EDEN, Thomas (c.1502-68), of London and Sudbury, Suff.

Published in The History of Parliament: the House of Commons 1509-1558, ed. S.T. Bindoff, 1982
Available from Boydell and Brewer

Constituency

Dates

Nov. 1554

Family and Education

b. c.1502, 1st s. of Henry Eden, and bro. of George. educ. L. Inn, spec. adm. 16 Nov. 1527. m. by 1534, Griselda, da. of Edward Waldegrave of the Anyers, Sudbury, 5s. inc. Richard and Thomas 4da. suc. fa. 1518.1

Offices Held

Jt. clerk of the council in Star Chamber 1530-49, sole clerk 1549-d.; commr. relief, Suff. 1550; j.p.q. 1554-d.2

Biography

The Eden family probably settled at Sudbury, about 1516, the year in which Thomas Eden’s uncle Richard Eden was instituted as vicar of the church of St. Gregory and St. Peter there.

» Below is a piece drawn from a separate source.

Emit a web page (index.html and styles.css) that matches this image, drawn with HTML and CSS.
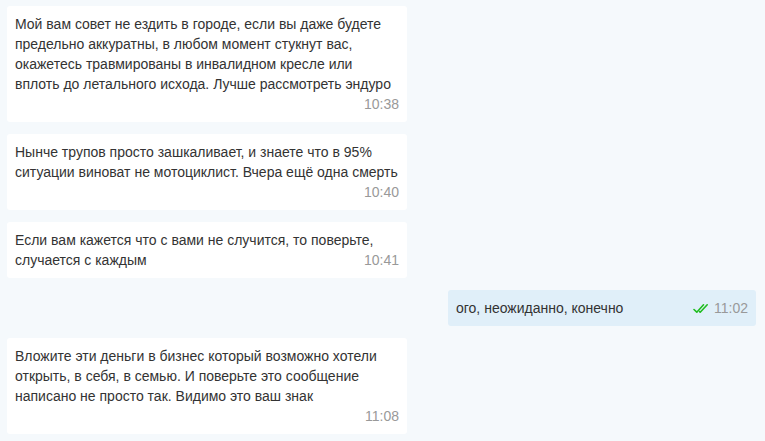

Ten years earlier a Richard and Thomas Eden had been named in the will of John Gardiner, father of Stephen Gardiner, trustees for some of his other children, and it was as a member of the household of a Mr. Eden in Paris that the future bishop made the acquaintance of Erasmus in 1511. More than one member of the Eden family were to benefit from the connexion. Thomas Eden may have followed Gardiner to Cambridge, where at least one of his sons was to be educated, but if so he soon transferred to Lincoln’s Inn and within three more years he had begun his lifelong tenure of the clerkship of the Star Chamber: his uncle Richard had filled the office since 1512, and the pair of them were to hold it jointly for nearly 20 years and then Eden alone for as long again. The post carried a salary of 40 marks a year. The entry books which it was the clerk’s responsibility to keep have not survived.3

Although Eden retained his office through every change of regime it was with Gardiner’s ascendancy under Mary that he was brought into public affairs. For his loyalty at the Queen’s accession he received an annuity of £20, early in 1554 he was put on the Suffolk bench, and in the following autumn he attended his only Parliament. It was to Gardiner that he owed his election, for Taunton was one of the three boroughs which belonged to the see of Winchester. He sat with his kinsman by marriage Sir Edward Waldegrave, a Privy Councillor returned senior knight of the shire for Somerset, and not surprisingly he was not among the Members who absented themselves from the closing stages of the Parliament. Within a year of its dissolution he received the chancellor’s parting gift, a bequest of ten marks.4

Eden made his will on 1 Oct. 1565, asking to be buried at Sudbury. At the Dissolution he had acquired several former monastic properties in London and Sudbury; he left a life interest in these and his other lands to his wife and bequeathed money and goods to his two sons and unmarried daughter. As executors he appointed his wife and sons. Eden died on 25 July 1568, and the will was proved on 2 Dec. following.5

Ref Volumes: 1509-1558

Author: Roger Virgoe

Notes

  • 1. Aged ‘63 years and above or thereabouts’ in 1565, PCC 25 Babington. Vis. Suff. ed. Howard, i. 3, 18-19.
  • 2. LP Hen. VIII, iv; CPR, 1553 to 1569-72 passim.
  • 3. Al. Cant. i(2), 84; Letters of Stephen Gardiner, ed. Muller, pp. xxv, 2-3, 544; LP Hen. VIII, i, iv.
  • 4. APC, iv. 419; Lands. 156(28), f. 94; Wills from Doctors’ Commons (Cam. Soc. lxxxiii), 45.
  • 5. PCC 25 Babington; LP Hen. VIII, xiv, xvii; CPR, 1547-8, p. 204; 1554-5, pp. 212-13, 232; C142/152/134.